Now, she feels like she’s 85-90% back to where she was before COVID hit, which she attributes in part to a medication she is taking that is traditionally prescribed to HIV patients. Some doctors are prescribing off-label regimens for patients that are not without controversy. In the absence of effective treatments along with challenges getting into post-COVID care centers, some people with long COVID are turning to unproven therapies and interventions in the hope of getting some kind of relief.

They’re also accepting that they may never get back to who they once were or how they once felt. “I don’t know that ever be 100% back to my pre-pandemic normal, but I’m at least functional. I’m able to work again,” Porter said.

While she is heartened by the fact that more people are talking about long COVID, as well as the existence of long COVID care centers, she worries too many people are falling through the cracks.

“This is affecting so many people. It’s ruining the lives of so many people,” she said.

At the height of the omicron surge, the United States was seeing more than 800,000 cases a day ? likely an underestimate, given how many people were testing at home.

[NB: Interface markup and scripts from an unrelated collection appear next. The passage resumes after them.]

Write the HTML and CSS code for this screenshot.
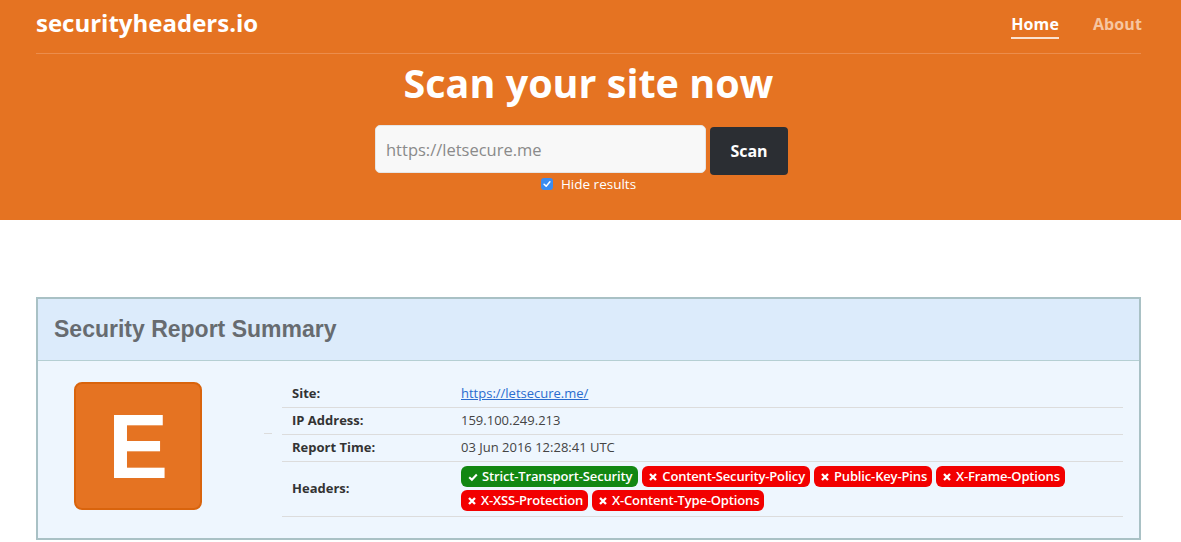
FILE: index.html
```html
<!DOCTYPE html>
<html lang="en">
<head>
<meta charset="utf-8">
<title>securityheaders.io</title>
<link rel="stylesheet" href="styles.css">
</head>
<body>
<header class="hero">
  <div class="topbar">
    <a class="brand" href="#">securityheaders.io</a>
    <nav class="nav">
      <a class="nav-link active" href="#">Home</a>
      <a class="nav-link" href="#">About</a>
    </nav>
  </div>
  <h1 class="hero-title">Scan your site now</h1>
  <form class="scan-form">
    <div class="scan-row">
      <input class="scan-input" type="text" placeholder="https://letsecure.me">
      <button class="scan-btn" type="button">Scan</button>
    </div>
    <label class="hide-opt"><span class="checkbox"><svg viewBox="0 0 12 12" width="10" height="10"><path d="M2.5 6.3 L5 8.6 L9.5 3.4" fill="none" stroke="#fff" stroke-width="1.8" stroke-linecap="round" stroke-linejoin="round"/></svg></span>Hide results</label>
  </form>
</header>

<main class="content">
  <section class="report">
    <div class="report-head">
      <h2 class="report-title">Security Report Summary</h2>
    </div>
    <div class="report-body">
      <div class="grade-col">
        <div class="grade">E</div>
      </div>
      <div class="spacer-col"><span class="spacer-line"></span></div>
      <table class="info">
        <tr><th>Site:</th><td><a class="site-link" href="#">https://letsecure.me/</a></td></tr>
        <tr><th>IP Address:</th><td>159.100.249.213</td></tr>
        <tr><th>Report Time:</th><td>03 Jun 2016 12:28:41 UTC</td></tr>
        <tr class="headers-row"><th>Headers:</th><td>
          <div class="badges">
            <span class="badge ok"><svg class="ico" viewBox="0 0 10 10"><path d="M1.2 5.2 L3.9 7.7 L8.8 2.5" fill="none" stroke="#fff" stroke-width="2.1"/></svg>Strict-Transport-Security</span>
            <span class="badge bad"><svg class="ico" viewBox="0 0 10 10"><path d="M2 2 L8 8 M8 2 L2 8" stroke="#fff" stroke-width="2.3"/></svg>Content-Security-Policy</span>
            <span class="badge bad"><svg class="ico" viewBox="0 0 10 10"><path d="M2 2 L8 8 M8 2 L2 8" stroke="#fff" stroke-width="2.3"/></svg>Public-Key-Pins</span>
            <span class="badge bad"><svg class="ico" viewBox="0 0 10 10"><path d="M2 2 L8 8 M8 2 L2 8" stroke="#fff" stroke-width="2.3"/></svg>X-Frame-Options</span>
            <span class="badge bad"><svg class="ico" viewBox="0 0 10 10"><path d="M2 2 L8 8 M8 2 L2 8" stroke="#fff" stroke-width="2.3"/></svg>X-XSS-Protection</span>
            <span class="badge bad"><svg class="ico" viewBox="0 0 10 10"><path d="M2 2 L8 8 M8 2 L2 8" stroke="#fff" stroke-width="2.3"/></svg>X-Content-Type-Options</span>
          </div>
        </td></tr>
      </table>
    </div>
  </section>
</main>
</body>
</html>
```

FILE: styles.css
```css
* { box-sizing: border-box; }
html, body { margin: 0; padding: 0; background: #fff; }
body { font-family: "Open Sans", "Liberation Sans", sans-serif; color: #333; font-size: 13px; }

.hero {
  background: #e57322;
  height: 220px;
  padding: 0 40px 0 36px;
}
.topbar {
  display: flex;
  justify-content: space-between;
  align-items: flex-start;
  border-bottom: 1px solid #ec8d4c;
  height: 54px;
}
.brand {
  color: #fff;
  text-decoration: none;
  font-weight: 700;
  font-size: 24px;
  line-height: 24px;
  margin-top: 11px;
}
.nav { display: flex; gap: 34px; margin-top: 14px; margin-right: -1px; }
.nav-link {
  color: #f6c6a1;
  font-weight: 700;
  font-size: 16px;
  line-height: 20px;
  text-decoration: none;
  padding-bottom: 3px;
  letter-spacing: 0.1px;
}
.nav-link.active { color: #fff; border-bottom: 2px solid #fbe3d2; }

.hero-title {
  margin: 5px 0 0;
  text-align: center;
  color: #fff;
  font-size: 39.5px;
  line-height: 48px;
  font-weight: 700;
}
.scan-form { display: flex; flex-direction: column; align-items: center; margin-top: 18px; }
.scan-row { display: flex; align-items: flex-start; gap: 4px; margin-left: -14px; }
.scan-input {
  width: 331px;
  height: 48px;
  border: 1px solid #e6e6e6;
  border-radius: 5px;
  background: #f8f8f8;
  padding: 0 10px;
  font-family: "Open Sans", sans-serif;
  font-size: 16.5px;
  color: #555;
}
.scan-input::placeholder { color: #8a8a8a; }
.scan-btn {
  margin-top: 2px;
  width: 78px;
  height: 48px;
  background: #2b2e33;
  color: #fff;
  border: 0;
  border-radius: 4px;
  font-family: "Open Sans", sans-serif;
  font-weight: 700;
  font-size: 16px;
}
.hide-opt {
  display: flex;
  align-items: center;
  gap: 8px;
  color: #fff;
  font-size: 13.5px;
  line-height: 18px;
  margin-top: 0;
}
.checkbox {
  width: 12px; height: 12px;
  border-radius: 3px;
  background: #3b8cf0;
  display: inline-flex; align-items: center; justify-content: center;
}

.content { padding: 77px 40px 0 36px; }
.report {
  border: 2px solid #a9c1c5;
  background: #eef6fe;
}
.report-head {
  background: #dcebfb;
  border-bottom: 1px solid #b5cfd3;
  height: 62px;
  display: flex;
  align-items: center;
  padding-left: 16px;
}
.report-title {
  margin: 0;
  font-family: "Liberation Sans", Arial, sans-serif;
  font-weight: 700;
  font-size: 23px;
  color: #676b70;
}
.report-body {
  display: flex;
  align-items: flex-start;
  padding: 19px 16px 21px 36px;
}
.grade-col { width: 128px; padding-top: 2px; }
.grade {
  width: 128px; height: 128px;
  background: #e57322;
  border: 2px solid #d9640d;
  border-radius: 8px;
  color: #fff;
  font-family: "Liberation Sans", Arial, sans-serif;
  font-weight: 700;
  font-size: 90px;
  padding-top: 2px;
  display: flex; align-items: center; justify-content: center;
}
.spacer-col { width: 80px; display: flex; flex-direction: column; padding-top: 53px; align-items: flex-start; padding-left: 62px; }
.spacer-line { width: 8px; border-top: 1px solid #dcdcdc; }
.info {
  flex: 1;
  border-collapse: collapse;
}
.info th, .info td {
  border-bottom: 1px solid #dcdcdc;
  text-align: left;
  padding: 4px 10px 4px 10px;
  height: 27px;
  line-height: 17px;
  vertical-align: middle;
}
.info th { width: 169px; font-weight: 700; color: #333; }
.info td { color: #444; }
.headers-row th, .headers-row td { height: 55px; padding-top: 4px; padding-bottom: 4px; }
.site-link { color: #2a6ccf; }
.badges { display: flex; flex-wrap: wrap; gap: 3px 4px; }
.badge {
  display: inline-flex;
  align-items: center;
  gap: 4px;
  height: 21px;
  padding: 0 5px 0 6px;
  border-radius: 6px;
  color: #fff;
  font-weight: 600;
  font-size: 13px;
  letter-spacing: -0.15px;
}
.badge.ok { background: #128712; padding: 0 6px 0 7px; }
.badge.bad { background: #f20000; }
.ico { width: 10px; height: 10px; }
```
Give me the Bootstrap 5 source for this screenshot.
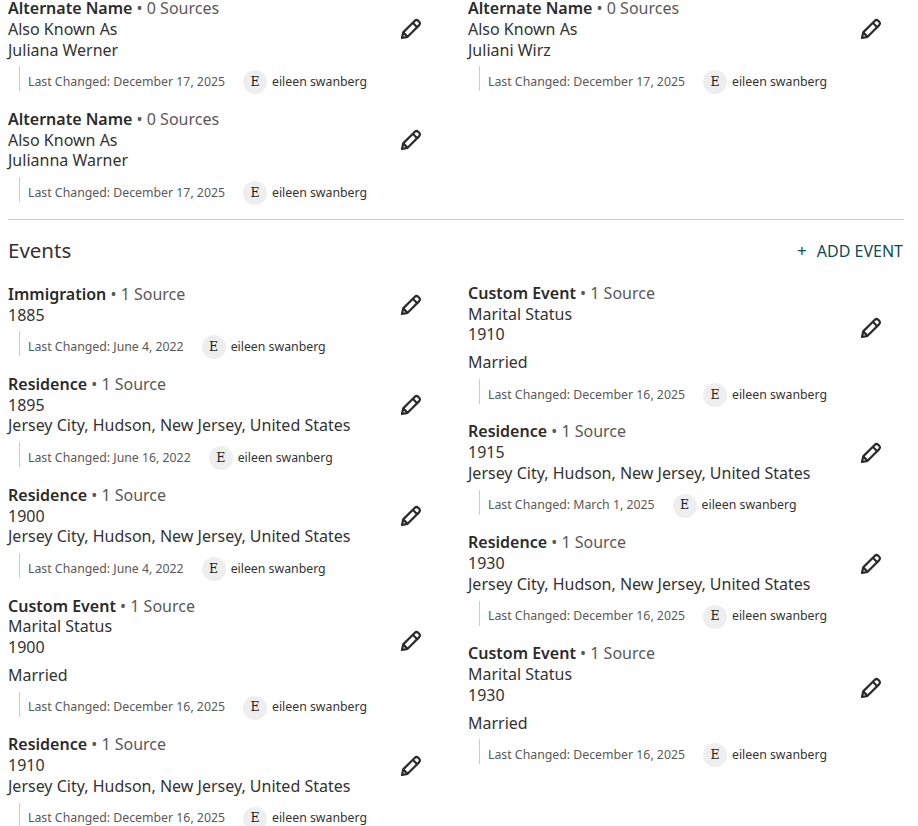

Porter often wonders many of those people will be dealing with symptoms months down the line. Where will they get help, especially when it has been so difficult to come by already?

At the two-year point in the pandemic, there is an obvious tension between where many experts think we’re headed in terms of being able to better support those with long COVID, and what patients feel.

“They’re used to lengthy studies and protocols,” Porter said. “But from a patient perspective, a lot of us can’t afford to wait for that timeline. That’s where this disconnect is.”

Doctors like Carnavali acknowledge the tension, and said a lot of the work his team at Mt. Sinai does now is to try and adjust expectations. They make it very clear to their patients that they are now living with chronic illness, and they tell them that very directly. The goal is not to make them feel hopeless; it is to validate what they have gone through, and acknowledge that the road ahead is long and uncertain.

“I have seen a couple of patients when I say that, they look at me with complete surprise,” Carnavali said. “These are people who have been suffering for two years. I think that part of the surprise comes from the fact that we have approached this with the hope that we can do a couple things and you’ll feel better, or it will go away, but what we know now is that it does not necessarily go away.”
 

It’s becoming increasingly important to reach out to your primary care physician if you have symptoms you cannot explain and that are not going away. And Carnavali emphasized again that the COVID care centers that have cropped up around the country are able to try and address the full range of patients’ mental and physical conditions. For patients seeking answers, they can be an important place to start.

Still, many long haulers say they worry the research is moving too slowly, that access to specialists and treatments is still uneven, and that the rest of the world still does not understand that we are in the midst of a mass-debilitating event.
 

“My fear is there’s no fixing it,” Hogan said. “And people are just going to have to learn to live with these symptoms.”

 

Experts are still learning about COVID-19. The information in this story is what was known or available as of publication, but guidance can change as scientists discover more about the virus.